Member of the Oklahoma House of Representatives from the Wagoner County district
- In office 1923–1924
- Preceded by: W. T. Drake
- Succeeded by: Horace S. Foster

Personal details
- Born: October 11, 1871 Fayetteville, Arkansas, United States
- Died: October 16, 1929 (aged 58)
- Party: Democratic Party
- Spouse: Clara P. German ​(m. 1895)​
- Children: 3

= William Silas Vernon =

William Silas Vernon was an American politician who served in the Oklahoma House of Representatives from 1923 to 1924.

==Biography==
William Silas Vernon was born on October 11, 1871, in Fayetteville, Arkansas, to James A. Vernon and Woodson Alexander Vernon. He attended school in Texas and graduated from Grayson College in Whiteright, Texas, in 1884. He was later admitted to the bar and served as Mayor of Whiteright. On December 26, 1895, he married Clara P. German, the daughter of Texas state legislator James German, and the couple had three childre.

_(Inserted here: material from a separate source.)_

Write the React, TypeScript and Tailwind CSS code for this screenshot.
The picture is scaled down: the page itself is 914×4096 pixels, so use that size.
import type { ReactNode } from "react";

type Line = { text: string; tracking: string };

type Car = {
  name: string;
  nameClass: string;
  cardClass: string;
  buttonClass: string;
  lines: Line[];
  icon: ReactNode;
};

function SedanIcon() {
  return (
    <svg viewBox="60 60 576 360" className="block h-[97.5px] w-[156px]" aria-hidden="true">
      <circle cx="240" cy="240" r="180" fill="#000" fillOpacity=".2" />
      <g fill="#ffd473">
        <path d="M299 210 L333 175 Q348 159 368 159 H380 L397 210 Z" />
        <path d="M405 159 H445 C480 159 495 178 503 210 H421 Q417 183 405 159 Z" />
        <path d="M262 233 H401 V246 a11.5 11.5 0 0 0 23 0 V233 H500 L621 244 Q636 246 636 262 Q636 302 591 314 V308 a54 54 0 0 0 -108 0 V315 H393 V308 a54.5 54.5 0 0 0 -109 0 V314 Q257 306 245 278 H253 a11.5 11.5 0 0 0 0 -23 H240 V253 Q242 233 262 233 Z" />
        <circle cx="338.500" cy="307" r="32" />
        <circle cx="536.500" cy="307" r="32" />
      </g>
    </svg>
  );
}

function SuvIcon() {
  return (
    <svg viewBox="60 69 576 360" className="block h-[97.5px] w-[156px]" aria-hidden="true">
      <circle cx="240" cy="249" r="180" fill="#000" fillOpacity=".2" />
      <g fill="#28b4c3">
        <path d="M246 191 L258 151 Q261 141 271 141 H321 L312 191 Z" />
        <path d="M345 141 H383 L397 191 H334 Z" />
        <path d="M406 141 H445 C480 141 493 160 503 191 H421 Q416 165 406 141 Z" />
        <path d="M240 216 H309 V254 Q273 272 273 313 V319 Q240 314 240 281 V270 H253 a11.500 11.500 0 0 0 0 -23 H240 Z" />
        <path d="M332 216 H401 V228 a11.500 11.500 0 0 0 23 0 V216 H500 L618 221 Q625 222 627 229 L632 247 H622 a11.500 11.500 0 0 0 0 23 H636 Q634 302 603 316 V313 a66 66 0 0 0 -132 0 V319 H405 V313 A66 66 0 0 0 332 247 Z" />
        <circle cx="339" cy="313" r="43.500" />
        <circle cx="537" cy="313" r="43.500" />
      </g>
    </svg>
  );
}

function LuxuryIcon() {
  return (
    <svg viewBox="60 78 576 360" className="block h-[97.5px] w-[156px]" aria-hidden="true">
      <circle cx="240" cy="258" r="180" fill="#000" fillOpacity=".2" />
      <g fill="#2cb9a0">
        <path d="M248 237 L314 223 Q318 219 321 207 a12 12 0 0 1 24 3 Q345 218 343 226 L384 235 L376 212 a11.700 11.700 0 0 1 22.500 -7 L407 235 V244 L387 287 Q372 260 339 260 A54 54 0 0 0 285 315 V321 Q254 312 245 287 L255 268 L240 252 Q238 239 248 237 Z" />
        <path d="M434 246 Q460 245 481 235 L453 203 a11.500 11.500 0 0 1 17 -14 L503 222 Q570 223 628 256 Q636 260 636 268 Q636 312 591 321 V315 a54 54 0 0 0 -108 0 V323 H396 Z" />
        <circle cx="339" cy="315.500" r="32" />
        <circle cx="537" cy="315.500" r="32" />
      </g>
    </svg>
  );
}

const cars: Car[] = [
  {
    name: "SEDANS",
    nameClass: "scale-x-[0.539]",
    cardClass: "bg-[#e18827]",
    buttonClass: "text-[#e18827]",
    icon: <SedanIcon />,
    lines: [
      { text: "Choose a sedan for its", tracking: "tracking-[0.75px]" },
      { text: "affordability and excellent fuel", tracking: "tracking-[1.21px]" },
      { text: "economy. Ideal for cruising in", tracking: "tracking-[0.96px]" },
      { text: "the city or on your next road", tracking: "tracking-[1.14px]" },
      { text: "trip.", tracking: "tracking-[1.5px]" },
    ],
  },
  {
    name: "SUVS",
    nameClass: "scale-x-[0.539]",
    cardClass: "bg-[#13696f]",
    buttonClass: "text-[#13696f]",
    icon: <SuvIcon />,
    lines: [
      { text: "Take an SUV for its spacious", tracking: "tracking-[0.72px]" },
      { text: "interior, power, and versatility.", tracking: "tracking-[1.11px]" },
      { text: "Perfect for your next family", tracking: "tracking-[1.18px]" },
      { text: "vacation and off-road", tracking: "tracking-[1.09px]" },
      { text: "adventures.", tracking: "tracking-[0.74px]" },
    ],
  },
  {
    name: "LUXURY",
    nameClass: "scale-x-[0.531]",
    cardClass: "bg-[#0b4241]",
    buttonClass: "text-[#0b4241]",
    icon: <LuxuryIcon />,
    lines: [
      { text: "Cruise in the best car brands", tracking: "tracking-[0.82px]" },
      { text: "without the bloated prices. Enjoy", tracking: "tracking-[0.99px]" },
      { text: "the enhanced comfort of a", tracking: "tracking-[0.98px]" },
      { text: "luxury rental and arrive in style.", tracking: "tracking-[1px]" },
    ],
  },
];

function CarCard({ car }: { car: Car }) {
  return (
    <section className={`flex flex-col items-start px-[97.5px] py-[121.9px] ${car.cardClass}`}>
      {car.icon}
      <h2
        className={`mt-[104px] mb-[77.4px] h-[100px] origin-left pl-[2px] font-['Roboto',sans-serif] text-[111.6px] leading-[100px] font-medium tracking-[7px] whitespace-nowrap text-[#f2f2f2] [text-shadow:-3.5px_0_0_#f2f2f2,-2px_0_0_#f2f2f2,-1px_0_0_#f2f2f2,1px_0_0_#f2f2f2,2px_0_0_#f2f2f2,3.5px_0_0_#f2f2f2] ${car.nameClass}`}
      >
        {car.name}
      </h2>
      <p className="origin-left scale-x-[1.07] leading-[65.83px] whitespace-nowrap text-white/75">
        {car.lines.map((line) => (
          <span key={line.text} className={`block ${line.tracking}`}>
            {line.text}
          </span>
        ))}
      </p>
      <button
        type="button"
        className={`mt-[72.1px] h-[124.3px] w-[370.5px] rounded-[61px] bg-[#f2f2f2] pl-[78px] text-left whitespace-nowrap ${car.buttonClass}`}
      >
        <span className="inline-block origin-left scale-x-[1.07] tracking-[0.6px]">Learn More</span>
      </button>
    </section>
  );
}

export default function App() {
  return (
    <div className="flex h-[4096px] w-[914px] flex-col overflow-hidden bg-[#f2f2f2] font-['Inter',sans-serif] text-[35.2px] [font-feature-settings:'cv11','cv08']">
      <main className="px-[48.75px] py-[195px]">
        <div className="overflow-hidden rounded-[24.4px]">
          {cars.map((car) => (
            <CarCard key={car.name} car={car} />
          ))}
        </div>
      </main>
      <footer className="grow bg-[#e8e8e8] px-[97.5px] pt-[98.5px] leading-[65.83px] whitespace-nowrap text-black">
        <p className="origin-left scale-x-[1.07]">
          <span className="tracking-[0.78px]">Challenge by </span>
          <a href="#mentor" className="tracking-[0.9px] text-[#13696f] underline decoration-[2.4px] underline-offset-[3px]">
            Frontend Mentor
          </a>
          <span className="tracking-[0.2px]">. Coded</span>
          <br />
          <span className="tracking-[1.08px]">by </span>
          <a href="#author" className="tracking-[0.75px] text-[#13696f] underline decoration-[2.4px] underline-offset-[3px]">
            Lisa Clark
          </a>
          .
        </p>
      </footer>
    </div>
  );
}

In 1906, he moved to Coweta, Indian Territory (then part of the Muscogee Nation), and founded the First National bank of Coweta. In 1923 and 1924, he served in the 9th Oklahoma Legislature representing Wagoner County in the Oklahoma House of Representatives. A member of the Democratic Party, he was preceded in office by W. T. Drake and succeeded by Horace S. Foster. He was a member of the Ku Klux Klan and supporter of the impeachment of Gov. Jack C. Walton.

He died on October 16, 1929.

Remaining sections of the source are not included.